**THE TASK**
Images are not part of the copy; write out the rest of the data exactly as given.

BEGIN RECORDED INFORMATION

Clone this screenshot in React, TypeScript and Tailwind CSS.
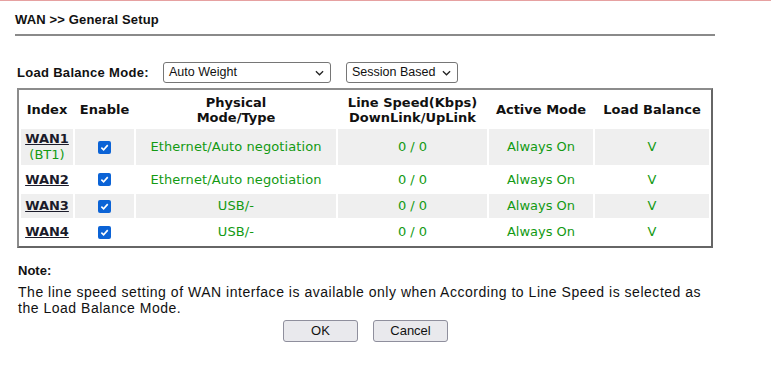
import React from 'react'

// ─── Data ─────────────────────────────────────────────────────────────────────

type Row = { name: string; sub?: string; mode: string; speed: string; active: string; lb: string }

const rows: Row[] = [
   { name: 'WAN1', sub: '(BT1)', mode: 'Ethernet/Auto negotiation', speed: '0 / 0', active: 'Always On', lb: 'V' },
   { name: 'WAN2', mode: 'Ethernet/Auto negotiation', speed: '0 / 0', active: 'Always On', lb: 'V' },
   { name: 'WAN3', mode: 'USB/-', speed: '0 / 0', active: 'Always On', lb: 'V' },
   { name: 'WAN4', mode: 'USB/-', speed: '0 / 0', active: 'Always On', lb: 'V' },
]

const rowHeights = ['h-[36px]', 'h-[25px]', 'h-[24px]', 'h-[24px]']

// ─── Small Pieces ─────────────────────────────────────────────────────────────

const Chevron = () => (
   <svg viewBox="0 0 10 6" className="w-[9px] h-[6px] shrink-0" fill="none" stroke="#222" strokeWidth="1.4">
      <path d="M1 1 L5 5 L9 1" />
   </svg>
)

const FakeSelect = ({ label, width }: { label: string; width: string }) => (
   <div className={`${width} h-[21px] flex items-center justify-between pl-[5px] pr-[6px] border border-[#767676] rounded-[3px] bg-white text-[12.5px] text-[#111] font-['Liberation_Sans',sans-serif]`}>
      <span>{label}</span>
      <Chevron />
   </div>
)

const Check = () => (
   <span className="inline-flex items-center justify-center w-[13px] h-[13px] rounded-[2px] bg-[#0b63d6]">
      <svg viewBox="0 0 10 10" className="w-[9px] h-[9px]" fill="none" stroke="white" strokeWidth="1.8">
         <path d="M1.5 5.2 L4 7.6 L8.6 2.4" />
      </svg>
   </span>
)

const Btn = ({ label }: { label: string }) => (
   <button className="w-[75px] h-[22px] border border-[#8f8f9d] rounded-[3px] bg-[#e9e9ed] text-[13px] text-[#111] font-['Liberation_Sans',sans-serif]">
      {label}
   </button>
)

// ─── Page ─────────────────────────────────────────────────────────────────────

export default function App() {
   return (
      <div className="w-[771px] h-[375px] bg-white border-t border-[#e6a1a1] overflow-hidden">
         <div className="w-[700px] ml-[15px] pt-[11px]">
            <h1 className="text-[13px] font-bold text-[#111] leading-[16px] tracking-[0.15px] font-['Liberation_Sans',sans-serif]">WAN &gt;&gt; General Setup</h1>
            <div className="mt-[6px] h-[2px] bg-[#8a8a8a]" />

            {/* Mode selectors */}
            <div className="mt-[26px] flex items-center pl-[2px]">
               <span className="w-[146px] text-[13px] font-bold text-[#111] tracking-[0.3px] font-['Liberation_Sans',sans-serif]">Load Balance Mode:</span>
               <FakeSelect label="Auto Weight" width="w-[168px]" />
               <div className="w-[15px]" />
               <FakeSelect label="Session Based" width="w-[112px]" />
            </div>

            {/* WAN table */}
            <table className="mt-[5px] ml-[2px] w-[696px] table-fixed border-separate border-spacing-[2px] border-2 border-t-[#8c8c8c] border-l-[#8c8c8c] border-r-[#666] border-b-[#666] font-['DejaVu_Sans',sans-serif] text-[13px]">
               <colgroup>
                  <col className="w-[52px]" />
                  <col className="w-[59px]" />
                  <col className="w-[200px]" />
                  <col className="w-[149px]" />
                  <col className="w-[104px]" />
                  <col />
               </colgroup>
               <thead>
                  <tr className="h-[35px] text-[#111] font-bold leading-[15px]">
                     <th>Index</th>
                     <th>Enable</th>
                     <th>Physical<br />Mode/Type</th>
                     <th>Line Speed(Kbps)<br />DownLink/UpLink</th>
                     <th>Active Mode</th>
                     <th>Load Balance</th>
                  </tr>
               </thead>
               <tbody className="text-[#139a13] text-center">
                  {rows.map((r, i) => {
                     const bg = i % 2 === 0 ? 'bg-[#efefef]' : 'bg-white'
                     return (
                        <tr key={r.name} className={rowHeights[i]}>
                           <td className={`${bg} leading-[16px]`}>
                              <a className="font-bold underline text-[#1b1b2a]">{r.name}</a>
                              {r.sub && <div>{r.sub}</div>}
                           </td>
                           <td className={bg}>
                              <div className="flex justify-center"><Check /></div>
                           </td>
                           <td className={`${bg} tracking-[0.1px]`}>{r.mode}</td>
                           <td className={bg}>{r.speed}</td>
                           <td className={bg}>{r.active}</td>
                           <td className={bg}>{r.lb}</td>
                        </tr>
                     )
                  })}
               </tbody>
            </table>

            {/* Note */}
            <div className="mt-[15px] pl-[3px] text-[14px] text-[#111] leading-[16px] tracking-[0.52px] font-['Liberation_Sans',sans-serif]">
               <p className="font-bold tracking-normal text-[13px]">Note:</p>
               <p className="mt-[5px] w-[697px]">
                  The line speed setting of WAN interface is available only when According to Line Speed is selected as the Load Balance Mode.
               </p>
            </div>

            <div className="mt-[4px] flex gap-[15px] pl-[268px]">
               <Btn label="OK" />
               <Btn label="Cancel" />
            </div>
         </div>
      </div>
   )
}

END RECORDED INFORMATION

**COMPLETED TASK**
Clone this screenshot in React, TypeScript and Tailwind CSS.
import React from 'react'

// ─── Data ─────────────────────────────────────────────────────────────────────

type Row = { name: string; sub?: string; mode: string; speed: string; active: string; lb: string }

const rows: Row[] = [
   { name: 'WAN1', sub: '(BT1)', mode: 'Ethernet/Auto negotiation', speed: '0 / 0', active: 'Always On', lb: 'V' },
   { name: 'WAN2', mode: 'Ethernet/Auto negotiation', speed: '0 / 0', active: 'Always On', lb: 'V' },
   { name: 'WAN3', mode: 'USB/-', speed: '0 / 0', active: 'Always On', lb: 'V' },
   { name: 'WAN4', mode: 'USB/-', speed: '0 / 0', active: 'Always On', lb: 'V' },
]

const rowHeights = ['h-[36px]', 'h-[25px]', 'h-[24px]', 'h-[24px]']

// ─── Small Pieces ─────────────────────────────────────────────────────────────

const Chevron = () => (
   <svg viewBox="0 0 10 6" className="w-[9px] h-[6px] shrink-0" fill="none" stroke="#222" strokeWidth="1.4">
      <path d="M1 1 L5 5 L9 1" />
   </svg>
)

const FakeSelect = ({ label, width }: { label: string; width: string }) => (
   <div className={`${width} h-[21px] flex items-center justify-between pl-[5px] pr-[6px] border border-[#767676] rounded-[3px] bg-white text-[12.5px] text-[#111] font-['Liberation_Sans',sans-serif]`}>
      <span>{label}</span>
      <Chevron />
   </div>
)

const Check = () => (
   <span className="inline-flex items-center justify-center w-[13px] h-[13px] rounded-[2px] bg-[#0b63d6]">
      <svg viewBox="0 0 10 10" className="w-[9px] h-[9px]" fill="none" stroke="white" strokeWidth="1.8">
         <path d="M1.5 5.2 L4 7.6 L8.6 2.4" />
      </svg>
   </span>
)

const Btn = ({ label }: { label: string }) => (
   <button className="w-[75px] h-[22px] border border-[#8f8f9d] rounded-[3px] bg-[#e9e9ed] text-[13px] text-[#111] font-['Liberation_Sans',sans-serif]">
      {label}
   </button>
)

// ─── Page ─────────────────────────────────────────────────────────────────────

export default function App() {
   return (
      <div className="w-[771px] h-[375px] bg-white border-t border-[#e6a1a1] overflow-hidden">
         <div className="w-[700px] ml-[15px] pt-[11px]">
            <h1 className="text-[13px] font-bold text-[#111] leading-[16px] tracking-[0.15px] font-['Liberation_Sans',sans-serif]">WAN &gt;&gt; General Setup</h1>
            <div className="mt-[6px] h-[2px] bg-[#8a8a8a]" />

            {/* Mode selectors */}
            <div className="mt-[26px] flex items-center pl-[2px]">
               <span className="w-[146px] text-[13px] font-bold text-[#111] tracking-[0.3px] font-['Liberation_Sans',sans-serif]">Load Balance Mode:</span>
               <FakeSelect label="Auto Weight" width="w-[168px]" />
               <div className="w-[15px]" />
               <FakeSelect label="Session Based" width="w-[112px]" />
            </div>

            {/* WAN table */}
            <table className="mt-[5px] ml-[2px] w-[696px] table-fixed border-separate border-spacing-[2px] border-2 border-t-[#8c8c8c] border-l-[#8c8c8c] border-r-[#666] border-b-[#666] font-['DejaVu_Sans',sans-serif] text-[13px]">
               <colgroup>
                  <col className="w-[52px]" />
                  <col className="w-[59px]" />
                  <col className="w-[200px]" />
                  <col className="w-[149px]" />
                  <col className="w-[104px]" />
                  <col />
               </colgroup>
               <thead>
                  <tr className="h-[35px] text-[#111] font-bold leading-[15px]">
                     <th>Index</th>
                     <th>Enable</th>
                     <th>Physical<br />Mode/Type</th>
                     <th>Line Speed(Kbps)<br />DownLink/UpLink</th>
                     <th>Active Mode</th>
                     <th>Load Balance</th>
                  </tr>
               </thead>
               <tbody className="text-[#139a13] text-center">
                  {rows.map((r, i) => {
                     const bg = i % 2 === 0 ? 'bg-[#efefef]' : 'bg-white'
                     return (
                        <tr key={r.name} className={rowHeights[i]}>
                           <td className={`${bg} leading-[16px]`}>
                              <a className="font-bold underline text-[#1b1b2a]">{r.name}</a>
                              {r.sub && <div>{r.sub}</div>}
                           </td>
                           <td className={bg}>
                              <div className="flex justify-center"><Check /></div>
                           </td>
                           <td className={`${bg} tracking-[0.1px]`}>{r.mode}</td>
                           <td className={bg}>{r.speed}</td>
                           <td className={bg}>{r.active}</td>
                           <td className={bg}>{r.lb}</td>
                        </tr>
                     )
                  })}
               </tbody>
            </table>

            {/* Note */}
            <div className="mt-[15px] pl-[3px] text-[14px] text-[#111] leading-[16px] tracking-[0.52px] font-['Liberation_Sans',sans-serif]">
               <p className="font-bold tracking-normal text-[13px]">Note:</p>
               <p className="mt-[5px] w-[697px]">
                  The line speed setting of WAN interface is available only when According to Line Speed is selected as the Load Balance Mode.
               </p>
            </div>

            <div className="mt-[4px] flex gap-[15px] pl-[268px]">
               <Btn label="OK" />
               <Btn label="Cancel" />
            </div>
         </div>
      </div>
   )
}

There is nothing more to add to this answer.